I didn’t mean to suggest not having storage bucket functionality in an Incus system, but to consider implementing it in a container, thus taking advantage of the modular architecture that containers provide. Since storage bucket functionality is already implemented as it is, it was probably a mistake to suggest re-implementing it.

I still want to explore how one might use Incus to provide add-on functionality (software appliances), perhaps in another topic.

Can you explain a little bit?
Regards.

Imagine being able to add HTTP reverse proxy functionality to an Incus server by running a command like this:

incus launch app:haproxy haproxy

This would launch a container called “haproxy” using an image called “haproxy” from an application image remote called “app”. It would assign to it tcp proxy devices for ports 80 and 443. It would also somehow provide a REST API and a command-line-interface tool to configure haproxy by mapping domains to containers (and ports, etc.).

Or imagine being able to add S3 functionality by running a similar command:

incus launch app:minio s3

This would launch a container called “s3” that runs a minio server.

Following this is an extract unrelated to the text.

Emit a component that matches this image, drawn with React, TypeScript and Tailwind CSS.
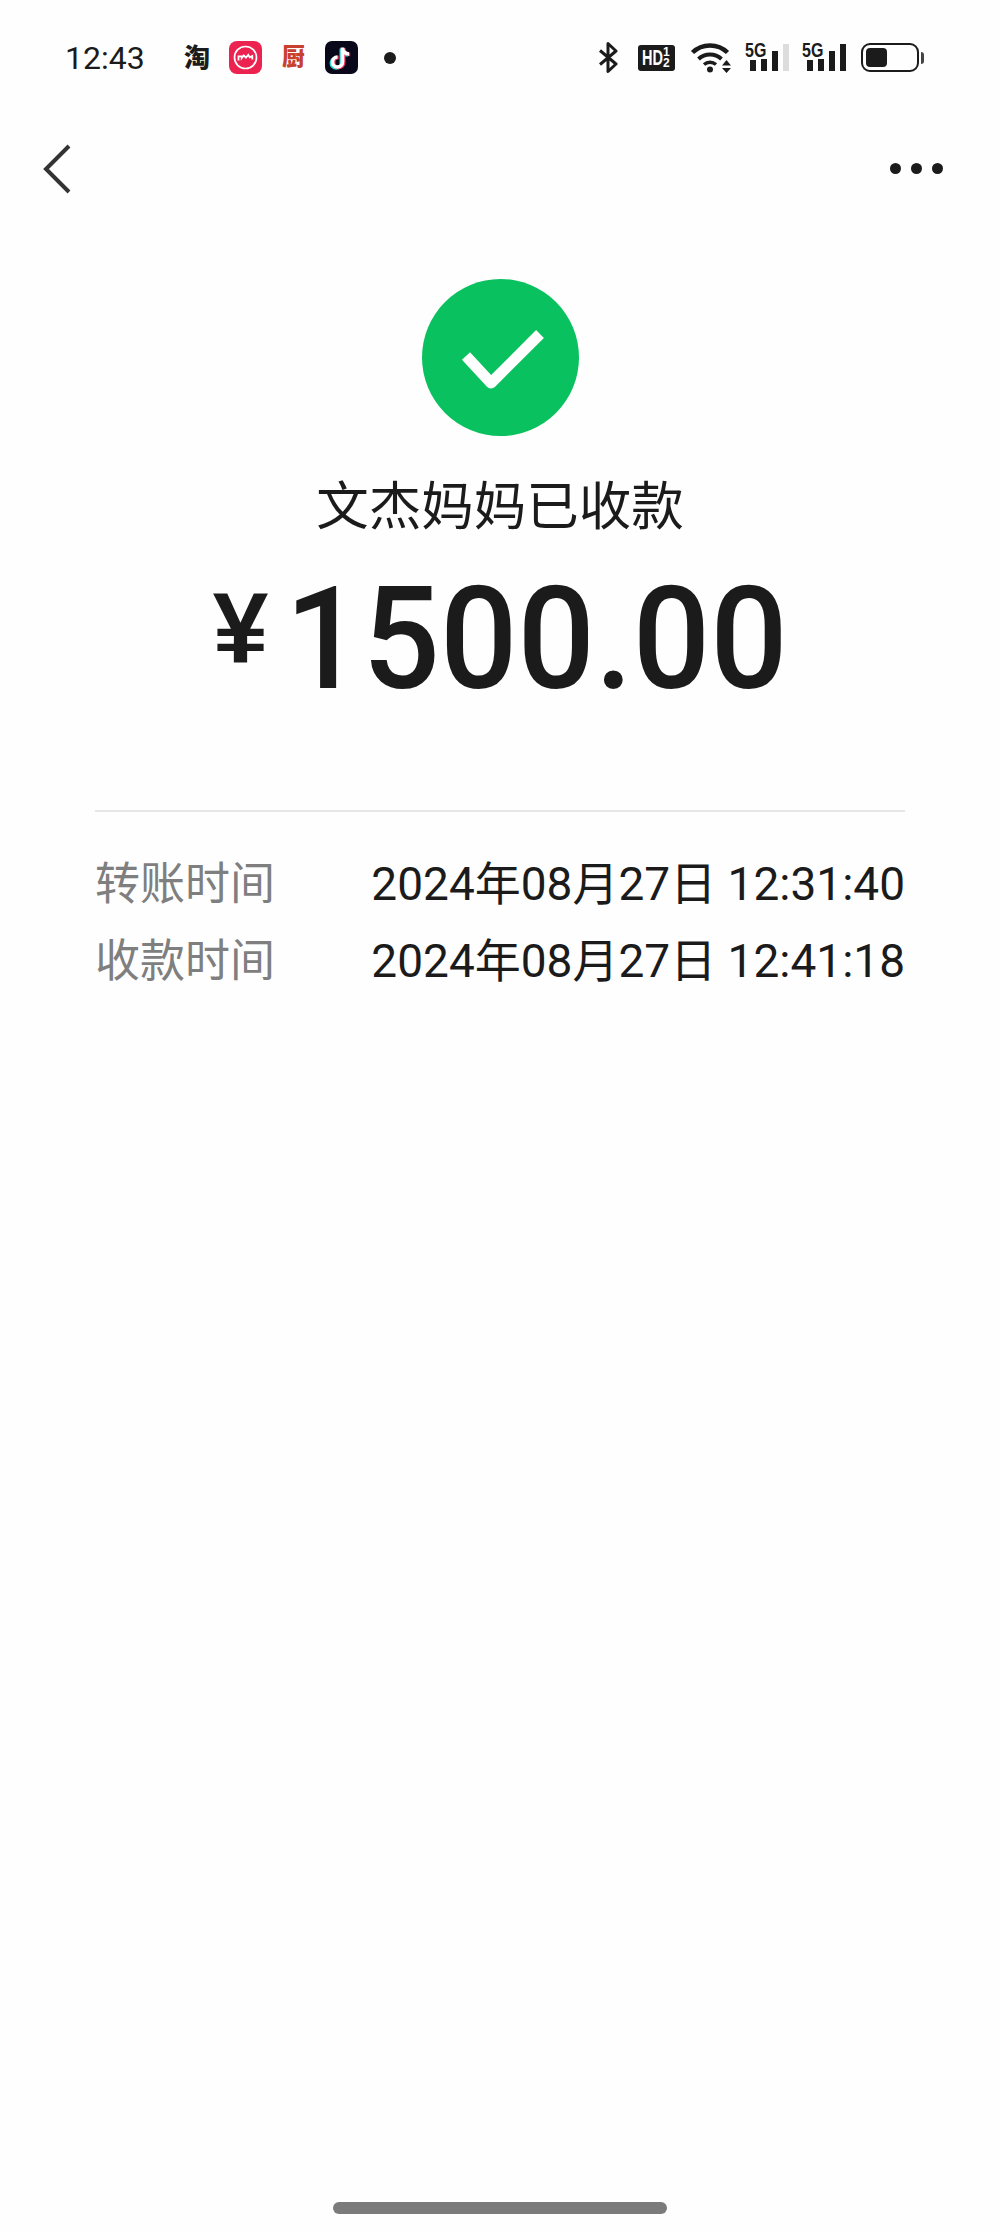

It would be configured with a proxy device for a port that is connected to the minio server. It would also provide an additional REST API and a command-line-interface tool to do what you can do today with the “incus/lxc storage bucket” commands.

The two examples are similar, and we could discuss either one. Storage bucket functionality already exists in Incus/LXD, so in discussing it we know the functionality that it would need to provide in order to be equivalent with the current implementation. Haproxy functionality does not exist so we would argue more about what functionality it should provide.

My choice of “app” application image server is influenced from Hetzner’s “app” image type. These are images that Hetzner maintains, which can be used to launch servers that include a distribution + packages + configuration.